As droves of baby boomer business owners begin to retire, more and more and looking to sell their small business. That represents a real opportunity.
If you’re considering buying an existing small business, it may be a brilliant decision, providing you go about identifying the right business the right way and do your due diligence.
The Benefits Of Buying
It’s a tough environment for small businesses out there. Hence, buying an existing business is less risky and cheaper than starting a new business from scratch. Exiting businesses also come with an existing pool of customers and suppliers and banks prefer doing business with companies with an established track record.
However, equally, you could also find yourself stuck with a lemon. Don’t let that happen to you. Here’s how to spot a smart business acquisition opportunity.
6 Tips On Buying Your Dream Business
1. Focus On What You’re Trying To Do And Research, Research, Research
Before you even start the beauty parade process, think about what type of business you want to own. If you already have a business, does it complement what you’re already doing? How can your professional expertise and experience give your new acquisition an edge?
Before you make a decision, do your due diligence. Research your prospective target’s industry and learn as much as you can. Go to trade shows and seminars, research your competitors and talk to the people you are targeting for your future business. What are their pain points? How much disposable income do they have? How brand loyal are they?
Look for a business with a strong customer footprint, growing sales, low debt, good staff, solid procedures and compliance processes, and positive cash flow.
2. Make Connections With Business Matchmakers
Once you identify the kind of business you are looking for, you’ll need to track down owners looking or ready to sell. Yes, online business marketplaces and auctions are a sensible place to start but often the best leads come from industry contacts, particularly accountants, lawyers and advisers.
3. Check For Fit?
You have commercial experience and professional strengths and expertise. Look to acquire a business that will enable you to leverage those hard-won skills. Draft a list of what you personally bring to the table. Is it your management expertise? Or is it your negotiating or selling skills? Is your expertise in eCommerce or online marketing? Think about what do you enjoy doing and see how that fits with your potential target. Similarly, list those tasks you actively dislike?
Try to keep an open mind and make your list as comprehensive as you can. Really think about the types of businesses you believe would be a smart fit with your skills and experience.
Before you make a decision, consult successful people whose opinions you respect and trust and who know you well. Coffee is a great source of informal insights. Bounce your ideas off of them. This is a low-cost option to ensure your ideas about the business are solid.
4. Due Diligence Go Through The Books And The Business
Before you fully commit, you need to understand just what you are getting for your money. Review all business records. Check for warning signs such as customer churn, supplier issues, tax audits, insurance disputes or pending litigation.
Don’t forget to check the company constitution and its registration. Ask your trusted advisers to review the business, go through the books with a fine tooth comb and confirm the business is thoroughly vetted before you jump in feet first.

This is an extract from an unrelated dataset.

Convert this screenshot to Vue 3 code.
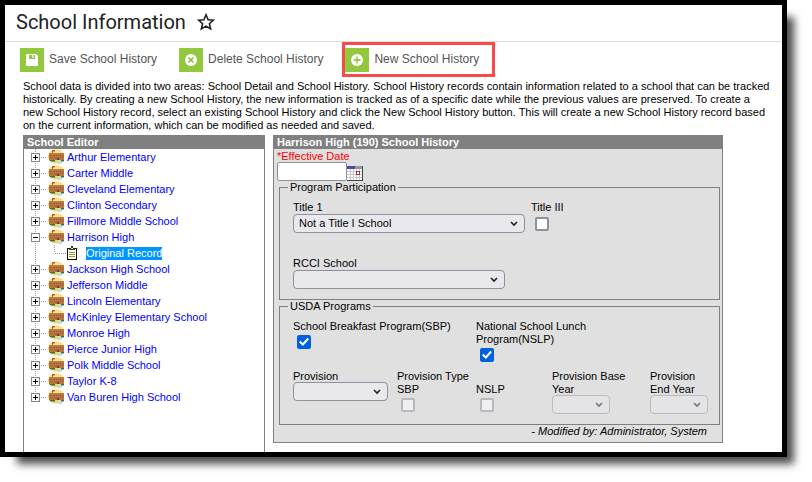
<script setup>
import { ref } from 'vue'

const schools = ref([
  { name: 'Arthur Elementary' },
  { name: 'Carter Middle' },
  { name: 'Cleveland Elementary' },
  { name: 'Clinton Secondary' },
  { name: 'Fillmore Middle School' },
  { name: 'Harrison High', open: true, records: ['Original Record'] },
  { name: 'Jackson High School' },
  { name: 'Jefferson Middle' },
  { name: 'Lincoln Elementary' },
  { name: 'McKinley Elementary School' },
  { name: 'Monroe High' },
  { name: 'Pierce Junior High' },
  { name: 'Polk Middle School' },
  { name: 'Taylor K-8' },
  { name: 'Van Buren High School' },
])

const effectiveDate = ref('')
const title1 = ref('Not a Title I School')
const title3 = ref(false)
const breakfast = ref(true)
const lunch = ref(true)
</script>

<template>
  <div class="window">
    <header class="title-bar">
      <h1>School Information</h1>
      <button class="star" type="button" aria-label="Add to favorites">
        <svg width="18" height="18" viewBox="0 0 18 18">
          <path d="M9 1.8 11.1 6.7 16.4 7.2 12.4 10.7 13.6 15.9 9 13.1 4.4 15.9 5.6 10.7 1.6 7.2 6.9 6.7Z" fill="none" stroke="#222" stroke-width="1.6" />
        </svg>
      </button>
    </header>

    <nav class="toolbar">
      <button class="tool" type="button">
        <svg width="24" height="24" viewBox="0 0 24 24">
          <rect width="24" height="24" fill="#92c83e" />
          <path d="M6 7q0-1 1-1h9l2 2v9q0 1-1 1H7q-1 0-1-1z" fill="#fff" />
          <path d="M9 7h6v4H9z" fill="#92c83e" />
          <path d="M12 7h2v3h-2z" fill="#d4eab4" />
        </svg>
        <span>Save School History</span>
      </button>
      <button class="tool" type="button">
        <svg width="24" height="24" viewBox="0 0 24 24">
          <rect width="24" height="24" fill="#92c83e" />
          <circle cx="12" cy="12" r="6" fill="#fff" />
          <path d="M9.500 9.500l5 5m0-5l-5 5" stroke="#84bd2d" stroke-width="1.5" />
        </svg>
        <span>Delete School History</span>
      </button>
      <button class="tool marked" type="button">
        <svg width="24" height="24" viewBox="0 0 24 24">
          <rect width="24" height="24" fill="#92c83e" />
          <circle cx="12" cy="12" r="6" fill="#fff" />
          <path d="M12 8.500v7M8.500 12h7" stroke="#84bd2d" stroke-width="1.3" />
        </svg>
        <span>New School History</span>
      </button>
    </nav>

    <p class="intro">
      School data is divided into two areas: School Detail and School History. School History records contain information related to a school that can be tracked historically. By creating a new School History, the new information is tracked as of a specific date while the previous values are preserved. To create a new School History record, select an existing School History and click the New School History button. This will create a new School History record based on the current information, which can be modified as needed and saved.
    </p>

    <main class="panels">
      <section class="editor">
        <h2>School Editor</h2>
        <ul class="tree">
          <li v-for="(school, i) in schools" :key="school.name">
            <div class="row">
              <button class="toggle" type="button" :aria-label="'Toggle ' + school.name" @click="school.open = !school.open">
                <svg width="24" height="16" viewBox="0 0 24 16" shape-rendering="crispEdges">
                  <path :d="i === schools.length - 1 ? 'M11.5 0v5' : 'M11.5 0v16'" stroke="#999" stroke-dasharray="1 1" />
                  <path d="M17 8.500h6" stroke="#999" stroke-dasharray="1 1" />
                  <rect x="7.5" y="4.5" width="8" height="8" fill="#fff" stroke="#888" />
                  <path d="M9 8.500h5" stroke="#000" />
                  <path v-if="!school.open" d="M11.500 6v5" stroke="#000" />
                </svg>
              </button>
              <svg width="16" height="16" viewBox="0 0 16 16">
                <ellipse cx="8" cy="7.5" rx="8" ry="7" fill="#f9d455" />
                <ellipse cx="8" cy="4.5" rx="5.5" ry="3" fill="#ffe98a" />
                <path d="M4 1h3v1.500H5V4H4z" fill="#c8503c" />
                <path d="M1 4h15v7H1z" fill="#b8743f" />
                <path d="M1 4h15v1H1z" fill="#c4804c" />
                <path d="M2 6.500h13M2 8.500h13" stroke="#99603a" stroke-dasharray="1 1" />
                <path d="M1 11h6v1.500H3zM13 11h3v1.500h-3z" fill="#2d7a44" />
                <path d="M9 9h2v2H9z" fill="#6d4630" />
                <path d="M9 11h3l3 4h-5z" fill="#d3d6d8" />
              </svg>
              <a href="#">{{ school.name }}</a>
            </div>
            <div v-if="school.open && school.records">
              <div v-for="record in school.records" :key="record" class="row record">
                <svg width="53" height="16" viewBox="0 0 53 16" shape-rendering="crispEdges">
                  <path d="M11.500 0v16M30.500 0v8M31 8.500h11" fill="none" stroke="#999" stroke-dasharray="1 1" />
                  <path d="M43.500 3.500h9v11h-9z" fill="#fffff0" stroke="#111" />
                  <path d="M45 7.500h6M45 9.500h6M45 11.500h6" stroke="#9a9238" />
                  <path d="M45 3h6v2h-6zM47 1h2v2h-2z" fill="#333" />
                  <path d="M47 3h2v1h-2z" fill="#e4dda0" />
                </svg>
                <a href="#" class="selected">{{ record }}</a>
              </div>
            </div>
          </li>
        </ul>
      </section>

      <section class="history">
        <h2>Harrison High (190) School History</h2>
        <div class="date">
          <label for="effective">*Effective Date</label>
          <div class="date-line">
            <input id="effective" v-model="effectiveDate" type="text" />
            <button type="button" aria-label="Pick a date">
              <svg width="16" height="15" viewBox="0 0 16 15" shape-rendering="crispEdges">
                <path d="M0 0h16v15H0z" fill="#fff" />
                <path d="M0 0h8v3H0z" fill="#4848a8" />
                <path d="M8 0h7v3H8z" fill="#999" />
                <path d="M0 5.500h15M0 8.500h15M0 11.500h15M3.500 3v11M6.500 3v11M9.500 3v11M12.500 3v11" stroke="#c8c8c8" />
                <path d="M9.500 5.500h3v3h-3z" fill="#fff" stroke="#a03c44" />
                <path d="M15.500 0v15M0 14.500h16" stroke="#444" />
              </svg>
            </button>
          </div>
        </div>

        <fieldset class="participation">
          <legend>Program Participation</legend>
          <div class="participation-grid">
            <div class="field">
              <label for="title1">Title 1</label>
              <span class="select">
                <select id="title1" v-model="title1">
                  <option>Not a Title I School</option>
                </select>
                <svg width="8" height="6" viewBox="0 0 8 6"><path d="M1 1l3 3 3-3" /></svg>
              </span>
            </div>
            <div class="field">
              <label for="title3">Title III</label>
              <input id="title3" v-model="title3" type="checkbox" />
            </div>
            <div class="field rcci">
              <label for="rcci">RCCI School</label>
              <span class="select">
                <select id="rcci"><option></option></select>
                <svg width="8" height="6" viewBox="0 0 8 6"><path d="M1 1l3 3 3-3" /></svg>
              </span>
            </div>
          </div>
        </fieldset>

        <fieldset class="usda">
          <legend>USDA Programs</legend>
          <div class="usda-grid">
            <div class="field double">
              <label for="sbp">School Breakfast Program(SBP)</label>
              <input id="sbp" v-model="breakfast" type="checkbox" />
            </div>
            <div class="field lunch">
              <label for="nslp">National School Lunch Program(NSLP)</label>
              <input id="nslp" v-model="lunch" type="checkbox" />
            </div>
            <div class="field provision">
              <label for="provision">Provision</label>
              <span class="select">
                <select id="provision"><option></option></select>
                <svg width="8" height="6" viewBox="0 0 8 6"><path d="M1 1l3 3 3-3" /></svg>
              </span>
            </div>
            <div class="types double" role="group" aria-labelledby="ptype">
              <span id="ptype" class="types-title">Provision Type</span>
              <div class="field">
                <label for="ptype-sbp">SBP</label>
                <input id="ptype-sbp" type="checkbox" disabled />
              </div>
              <div class="field">
                <label for="ptype-nslp">NSLP</label>
                <input id="ptype-nslp" type="checkbox" disabled />
              </div>
            </div>
            <div class="field year">
              <label for="base-year">Provision Base Year</label>
              <span class="select">
                <select id="base-year" disabled><option></option></select>
                <svg width="8" height="6" viewBox="0 0 8 6"><path d="M1 1l3 3 3-3" /></svg>
              </span>
            </div>
            <div class="field year">
              <label for="end-year">Provision<br />End Year</label>
              <span class="select">
                <select id="end-year" disabled><option></option></select>
                <svg width="8" height="6" viewBox="0 0 8 6"><path d="M1 1l3 3 3-3" /></svg>
              </span>
            </div>
          </div>
        </fieldset>
        <p class="modified">- Modified by: Administrator, System</p>
      </section>
    </main>
  </div>
</template>

<style>
body {
  background: #fff;
}
#app {
  display: flow-root;
}
</style>

<style scoped>
.window {
  box-sizing: border-box;
  display: flex;
  flex-direction: column;
  min-height: calc(100vh - 25px);
  margin: 0 25px 25px 0;
  border: 5px solid #000;
  background: #fff;
  box-shadow: 12px 12px 8px -5px rgba(0, 0, 0, 0.7);
  font: 11px/13px "Liberation Sans", Arial, sans-serif;
  color: #000;
}
button {
  padding: 0;
  border: 0;
  background: none;
  font: inherit;
  color: inherit;
  cursor: pointer;
}
svg {
  display: block;
  flex: none;
}
.title-bar {
  display: flex;
  align-items: center;
  gap: 11px;
  height: 36px;
  padding-left: 11px;
  border-bottom: 1px solid #ddd;
}
h1 {
  margin: 0;
  padding-bottom: 3px;
  font: 400 20px/24px Roboto, sans-serif;
  color: #222;
}
.star {
  padding-bottom: 3px;
}
.toolbar {
  display: flex;
  gap: 22px;
  padding: 6px 15px 8px;
}
.tool {
  position: relative;
  display: flex;
  align-items: center;
  gap: 5px;
  font: 12px/22px "Liberation Sans", Arial, sans-serif;
  color: #555;
}
.tool span {
  padding-bottom: 2px;
}
.marked::after {
  content: "";
  position: absolute;
  inset: -6px -16px -5px -3px;
  border: 3px solid #f94949;
}
.intro {
  margin: 0;
  padding: 0 11px 3px 18px;
}
.panels {
  display: grid;
  grid-template-columns: minmax(0, 242fr) minmax(0, 450fr);
  flex: 1;
  gap: 8px;
  padding: 0 59px 0 18px;
}
h2 {
  margin: 0;
  padding-left: 3px;
  background: gray;
  color: #fff;
  font: 700 11px/14px "Liberation Sans", Arial, sans-serif;
}
.editor {
  border: solid gray;
  border-width: 0 1px;
}
.tree {
  margin: 0;
  padding: 0;
  list-style: none;
}
.row {
  display: flex;
  align-items: center;
  height: 16px;
}
.row a {
  margin-left: 3px;
  color: #00f;
  text-decoration: none;
}
.row .selected {
  margin-left: 9px;
  background: #0095ff;
  color: #fff;
}
.history {
  align-self: start;
  border: solid gray;
  border-width: 0 1px 1px;
  background: #e0e0e0;
}
.date {
  padding: 1px 3px 0;
}
.date label {
  display: block;
  line-height: 12px;
  color: #f00;
}
.date-line {
  display: flex;
  align-items: flex-end;
}
.date-line input {
  box-sizing: border-box;
  width: 70px;
  height: 19px;
  border: 1px solid #8f8f9d;
  border-radius: 2px;
  font: inherit;
}
fieldset {
  margin: 0 2px 0 5px;
  padding: 0 11px 0 13px;
  border: 1px solid gray;
}
legend {
  margin-left: -5px;
  padding: 0 2px;
}
.field {
  display: flex;
  flex-direction: column;
  align-items: flex-start;
}
.select {
  display: grid;
  width: 100%;
  height: 19px;
  align-items: center;
}
.select > * {
  grid-area: 1 / 1;
}
.select svg {
  justify-self: end;
  margin-right: 7px;
  pointer-events: none;
}
.select path {
  fill: none;
  stroke: #222;
  stroke-width: 1.6;
}
select {
  appearance: none;
  box-sizing: border-box;
  width: 100%;
  height: 19px;
  padding: 0 20px 0 5px;
  border: 1px solid #8f8f9d;
  border-radius: 4px;
  background: #e9e9ed;
  font: inherit;
  color: #000;
}
select:disabled {
  border-color: #bbbbc4;
  background: #e4e4e6;
  opacity: 1;
}
select:disabled + svg path {
  stroke: #777;
}
input[type="checkbox"] {
  appearance: none;
  box-sizing: border-box;
  display: grid;
  width: 14px;
  height: 14px;
  margin: 3px 4px 0;
  border: 2px solid #8f8f9d;
  border-radius: 2px;
  background: #fff;
}
input[type="checkbox"]:checked {
  border-color: #0061e0;
  background: #0061e0;
}
input[type="checkbox"]:checked::before {
  content: "";
  background: #fff;
  clip-path: polygon(0 52%, 14% 38%, 38% 60%, 84% 8%, 100% 22%, 39% 90%);
}
input[type="checkbox"]:disabled {
  border-color: #b8b8c0;
  background: #efefef;
}
.participation-grid {
  display: grid;
  grid-template-columns: 232px 1fr;
  column-gap: 6px;
  row-gap: 24px;
  padding: 7px 0 10px;
}
.rcci {
  width: 212px;
}
.usda-grid {
  display: grid;
  grid-template-columns: 104fr 79fr 76fr 98fr 58fr;
  row-gap: 8px;
  padding: 7px 0 10px;
}
.usda .field input[type="checkbox"] {
  margin-top: 2px;
}
.usda .select {
  margin-top: -1px;
}
.double {
  grid-column: span 2;
}
.lunch {
  grid-column: span 3;
}
.lunch label {
  max-width: 130px;
}
.provision {
  padding-right: 9px;
}
.types {
  display: grid;
  grid-template-columns: 79fr 76fr;
  align-content: start;
}
.types-title {
  grid-column: span 2;
}
.year label {
  max-width: 80px;
}
.year .select {
  width: 58px;
}
.modified {
  margin: 0;
  padding: 0 15px 4px;
  text-align: right;
  font-style: italic;
}
</style>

Due diligence can be a tough process but it can save you a lot of tears and heartache downstream.
5. Familiarise Yourself With Your Customers And Competitors
Understanding the size of your businesses’ customer franchise, how loyal they are and how often they buy and how much they spend is fundamental to building a business. Similarly, get a good line of sight on how saturated your sector is in terms of competition.
Take a long, hard look at the customer base. Why do they regularly support the business? Do they like its products or services? Alternatively how attached are they to the original owner? Are they likely to stay on after the business changes hands?

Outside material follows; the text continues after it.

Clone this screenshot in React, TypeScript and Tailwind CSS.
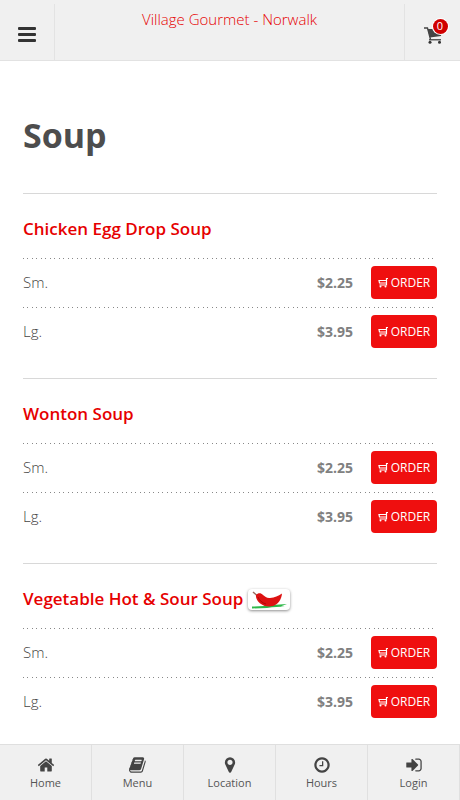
import type { ReactNode } from 'react'

type MenuItem = {
  name: string
  spicy?: boolean
  sizes: { label: string; price: string }[]
}

const items: MenuItem[] = [
  {
    name: 'Chicken Egg Drop Soup',
    sizes: [
      { label: 'Sm.', price: '$2.25' },
      { label: 'Lg.', price: '$3.95' },
    ],
  },
  {
    name: 'Wonton Soup',
    sizes: [
      { label: 'Sm.', price: '$2.25' },
      { label: 'Lg.', price: '$3.95' },
    ],
  },
  {
    name: 'Vegetable Hot & Sour Soup',
    spicy: true,
    sizes: [
      { label: 'Sm.', price: '$2.25' },
      { label: 'Lg.', price: '$3.95' },
    ],
  },
]

const tabs = [
  {
    label: 'Home',
    path: 'M1472 992v480q0 26-19 45t-45 19h-384v-384h-256v384h-384q-26 0-45-19t-19-45v-480q0-1 .5-3t.5-3l575-474 575 474q1 2 1 6zm223-69l-62 74q-8 9-21 11h-3q-13 0-21-7l-692-577-692 577q-12 8-24 7-13-2-21-11l-62-74q-8-10-7-23.5t11-21.5l719-599q32-26 76-26t76 26l244 204v-195q0-14 9-23t23-9h192q14 0 23 9t9 23v408l219 182q10 8 11 21.5t-7 23.5z',
  },
  {
    label: 'Menu',
    path: 'M1639 478q40 57 18 129l-275 906q-19 64-76.5 107.5t-122.5 43.5h-923q-77 0-148.5-53.5t-99.5-131.5q-24-67-2-127 0-4 3-27t4-37q1-8-3-21.5t-3-19.5q2-11 8-21t16.5-23.5 16.5-23.5q23-38 45-91.5t30-91.5q3-10 .5-30t-.5-28q3-11 17-28t17-23q21-36 42-92t25-90q1-9-2.5-32t.5-28q4-13 22-30.5t22-22.5q19-26 42.5-84.5t27.5-96.5q1-8-3-25.5t-2-26.5q2-8 9-18t18-23 17-21q8-12 16.5-30.5t15-35 16-36 19.5-32 26.5-23.5 36-11.5 47.5 5.5l-1 3q38-9 51-9h761q74 0 114 56t18 130l-274 906q-36 119-71.5 153.5t-128.5 34.5h-869q-27 0-38 15-11 16-1 43 24 70 144 70h923q29 0 56-15.5t35-41.5l300-987q7-22 5-57 38 15 59 43zm-1064 2q-4 13 2 22.5t20 9.5h608q13 0 25.5-9.5t16.5-22.5l21-64q4-13-2-22.5t-20-9.5h-608q-13 0-25.5 9.5t-16.5 22.5zm-83 256q-4 13 2 22.5t20 9.5h608q13 0 25.5-9.5t16.5-22.5l21-64q4-13-2-22.5t-20-9.5h-608q-13 0-25.5 9.5t-16.5 22.5z',
  },
  {
    label: 'Location',
    path: 'M1152 640q0-106-75-181t-181-75-181 75-75 181 75 181 181 75 181-75 75-181zm256 0q0 109-33 179l-364 774q-16 33-47.5 52t-67.5 19-67.5-19-46.5-52l-365-774q-33-70-33-179 0-212 150-362t362-150 362 150 150 362z',
  },
  {
    label: 'Hours',
    path: 'M1024 544v448q0 14-9 23t-23 9h-320q-14 0-23-9t-9-23v-64q0-14 9-23t23-9h224v-352q0-14 9-23t23-9h64q14 0 23 9t9 23zm416 352q0-148-73-273t-198-198-273-73-273 73-198 198-73 273 73 273 198 198 273 73 273-73 198-198 73-273zm224 0q0 209-103 385.5t-279.5 279.5-385.5 103-385.5-103-279.5-279.5-103-385.5 103-385.5 279.5-279.5 385.5-103 385.5 103 279.5 279.5 103 385.5z',
  },
  {
    label: 'Login',
    path: 'M1312 896q0 26-19 45l-544 544q-19 19-45 19t-45-19-19-45v-288h-448q-26 0-45-19t-19-45v-384q0-26 19-45t45-19h448v-288q0-26 19-45t45-19 45 19l544 544q19 19 19 45zm352-352v704q0 119-84.5 203.5t-203.5 84.5h-320q-13 0-22.5-9.5t-9.5-22.5q0-4-1-20t-.5-26.5 3-23.5 10-19.5 20.5-6.5h320q66 0 113-47t47-113v-704q0-66-47-113t-113-47h-312l-11.5-1-11.5-3-8-5.5-7-9-2-13.5q0-4-1-20t-.5-26.5 3-23.5 10-19.5 20.5-6.5h320q119 0 203.5 84.5t84.5 203.5z',
  },
]

function Chili() {
  return (
    <span className="flex h-[21px] w-[42px] items-center justify-center rounded bg-white shadow-[0_1px_3px_rgba(0,0,0,0.45)]">
      <svg viewBox="0 0 42 21" className="h-[21px] w-[42px]" role="img" aria-label="Spicy">
        <path d="M4 17.5c8 0 14-.5 20-1.500l15-1-6 2.200 4 .3-13 .8-5 .7-15 .5z" fill="#2fb84a" />
        <path d="M5 3l4 3.500" stroke="#9a6a60" strokeWidth="1.500" />
        <path
          d="M8 6c2-2.200 5-2.200 7 0 2 1.500 4 3.500 7 3 5-.5 8-2 12-4.500-.5 6-4 11-9 12.500-4 1-9 .5-12-2-3-2-5.500-5.500-5-9z"
          fill="#dd1212"
        />
        <path d="M10 8c1 3 4 6 8 7" fill="none" stroke="#b00808" strokeWidth="1" />
      </svg>
    </span>
  )
}

function OrderButton() {
  return (
    <button
      type="button"
      className="flex h-[33px] w-[66px] cursor-pointer items-center justify-center gap-[3px] rounded bg-[#ef0f0f] text-xs text-white"
    >
      <svg viewBox="0 0 10 11" className="h-[11px] w-2.5" fill="none" stroke="currentColor" aria-hidden>
        <path d="M10 1.500H8.500V8H1.500M8.500 3.500H1L1.500 6H8.500" strokeWidth="1.200" />
        <circle cx="2.500" cy="9.500" r="1" fill="currentColor" stroke="none" />
        <circle cx="7.500" cy="9.500" r="1" fill="currentColor" stroke="none" />
      </svg>
      ORDER
    </button>
  )
}

function Section({ title, children }: { title: ReactNode; children: ReactNode }) {
  return (
    <section className="border-t border-[#d8d8d8] pt-[23px] pb-[22px] last:pb-2">
      <h2 className="mb-[17px] flex h-6 items-center gap-[5px] text-[17px] font-semibold text-[#e60000]">{title}</h2>
      {children}
    </section>
  )
}

export default function App() {
  return (
    <div className="flex min-h-screen flex-col bg-white font-['Open_Sans',sans-serif] text-[#4d4d4d]">
      <header className="flex h-[61px] border-b border-[#e2e2e2] bg-[#f0f0f0]">
        <button
          type="button"
          aria-label="Open menu"
          className="mt-1 flex w-[55px] cursor-pointer items-center justify-center border-r border-[#e3e3e3] pt-1"
        >
          <svg viewBox="0 0 18 16" className="h-4 w-[18px] fill-[#333]" aria-hidden>
            <rect y="1" width="18" height="3" rx="1" />
            <rect y="7" width="18" height="3" rx="1" />
            <rect y="13" width="18" height="3" rx="1" />
          </svg>
        </button>
        <a href="#" className="flex-1 pt-[9px] text-center text-[15px] leading-5 font-light text-[#e60000]">
          Village Gourmet - Norwalk
        </a>
        <button
          type="button"
          aria-label="Cart, 0 items"
          className="mt-1 flex w-14 cursor-pointer items-center justify-center border-l border-[#e3e3e3] pt-1.5"
        >
          <span className="relative">
            <svg viewBox="0 0 18 17" className="h-[17px] w-[18px]" aria-hidden>
              <path d="M0 1h3.500l3 11.500" fill="none" stroke="#444" strokeWidth="1.300" />
              <path d="M3.500 2h14.500l-1 7-11 1.500z" fill="#444" />
              <path d="M5 12.800h12" stroke="#333" strokeWidth="1.200" />
              <circle cx="6" cy="15.300" r="1.500" fill="#333" />
              <circle cx="15.500" cy="15.300" r="1.500" fill="#333" />
            </svg>
            <span className="absolute -top-2 -right-1.5 flex size-[15px] items-center justify-center rounded-full bg-[#d00000] text-[11px] text-white ring-1 ring-white">
              0
            </span>
          </span>
        </button>
      </header>

      <main className="flex-1 px-[23px] pt-[49px]">
        <h1 className="mb-[33px] text-[34px] leading-[50px] font-bold text-[#4d4d4d]">Soup</h1>
        {items.map((item) => (
          <Section
            key={item.name}
            title={
              <>
                {item.name}
                {item.spicy && <Chili />}
              </>
            }
          >
            <table className="w-full border-collapse">
              <tbody>
                {item.sizes.map((size) => (
                  <tr
                    key={size.label}
                    className="h-[49px] bg-[repeating-linear-gradient(90deg,#888_0_1px,transparent_1px_4px,#888_4px_5px,transparent_5px_9px)] bg-[length:100%_1px] bg-no-repeat"
                  >
                    <th scope="row" className="text-left text-[15px] font-light text-[#444]">
                      {size.label}
                    </th>
                    <td className="text-right text-sm font-bold text-[#808080]">{size.price}</td>
                    <td className="w-[84px] pl-[18px]">
                      <OrderButton />
                    </td>
                  </tr>
                ))}
              </tbody>
            </table>
          </Section>
        ))}
      </main>

      <nav className="sticky bottom-0 grid h-14 grid-cols-5 border-t border-[#dfdfdf] bg-[#f0f0f0]">
        {tabs.map((tab) => (
          <a
            key={tab.label}
            href="#"
            className="flex flex-col items-center gap-px border-r border-[#e0e0e0] pt-[11px] text-[11px] leading-4 text-[#555]"
          >
            <svg viewBox="0 0 1792 1792" className="size-[18px] fill-[#444]" aria-hidden>
              <path d={tab.path} />
            </svg>
            {tab.label}
          </a>
        ))}
      </nav>
    </div>
  )
}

6. Understand Where You Add Value
If you don’t plan on making changes once you buy the business and you’re buying it because you want to be your own boss, think long and hard about keeping your day job.
Draw up a 100-day plan. Map out what you’ll do the first 100 days and be ready to implement your plans from Day 1. Remember, if you’re not looking for fresh ways to grow, your competitors surely are! So the first few months in business are crucial to positioning your business for growth.
If all you are doing is keeping the lights on, you still have a boss, it just happens to be your bank! Before you buy, map out what you can do to move the business in a fresh direction, introduce new products or services or enter new markets. Innovation and growth are the only way to realise real returns from your investment.
Taking over an existing business means you don’t have to start from scratch. Buying an existing business is also usually cheaper and lower risk than starting from scratch. However, to avoid being stuck with a lemon, understand what type of business is a good fit, do your due diligence and have a 100 day play up your sleeve.